The situation on the roads is telling: a motorway from Belfast to Derry via Ballymena was planned in 1964, yet there is still no dual carriageway connection between Derry and Belfast (it is one of the few UK cities where this is the case), nor is there one planned even after the current A6 upgrade is completed – or the following one, which by-passes the town of Dungiven.

Before I moved to Derry, I lived in the English city of Leicester. From there I could travel the 100 miles to London by train in one hour, or the 70 miles to Sheffield in one hour and five minutes. The 70 miles from Derry to Belfast takes me two hours and 20 minutes by train or one hour and 50 minutes by bus. Travelling by car or van is not much quicker. The train journey from Manchester to Birmingham, 80 miles in one hour and 30 minutes, is regarded by the UK government as so slow that it is part of the rationale for spending £56 billion on HS2.

“It is still infrastructure that is one of the big constraints on productivity and it is productivity that drives higher incomes for people and businesses.”

Meanwhile, City of Derry Airport flies to the UK destinations of London Stansted, Liverpool, Glasgow and Edinburgh – the Executive was expected to approve subsidies for Manchester and Birmingham flight destinations, but it was suspended before agreeing the expenditure. For many destinations we have to travel to one of the Belfast airports and must leave between two and a half and three hours before the flight.

The significance of weak infrastructure must not be underestimated. Bad road connections make it slower to get goods to market, damaging productivity and competitiveness. Poor air route connectivity discourages investors, as do the other transport weaknesses. The electricity grid capacity can also be a challenge, Dale Farm has gone on the record saying it was encouraged to invest east of the Bann, because the electricity grid was better than in the west.

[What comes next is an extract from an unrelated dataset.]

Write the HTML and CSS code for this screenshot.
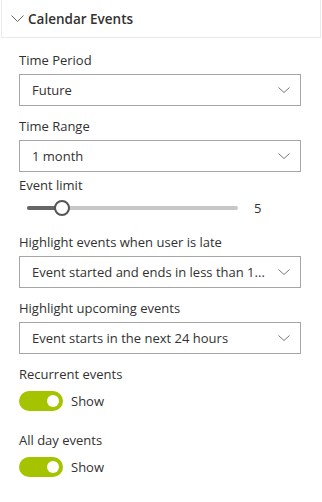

We in the North West are, however, a world leader in digital connectivity, with BT having provided comprehensive high speed, street level broadband connectivity as part of its sponsorship of City of Culture. This is complemented by the Project Kelvin transatlantic cabling, which provides an ultra-fast link between North America and Northern Ireland. (If only more were made, promotionally, of this.) It is no wonder that much of Derry’s economy is based around digital.

But, otherwise, the North West is seriously infrastructurally challenged. Infrastructure is not the only disadvantage for the North West – skills are equally important. We need more undergraduates to provide the graduate skills that local and incoming businesses need and companies are also shouting out for stronger vocational skills.

Yet, it is still infrastructure that is one of the big constraints on productivity and it is productivity that drives higher incomes for people and businesses, as well as investment. The failure to invest in the North West represents serious policy neglect. The pain of that neglect is not merely the lack of jobs and low pay, it also means a continuing fiscal deficit. If policy-makers want the North West to be generating tax revenues, the sub-region has to have the capacity, the infrastructure and the skills to be self-sufficient. Investment prioritisation is a matter for our policy-makers – if only we had some.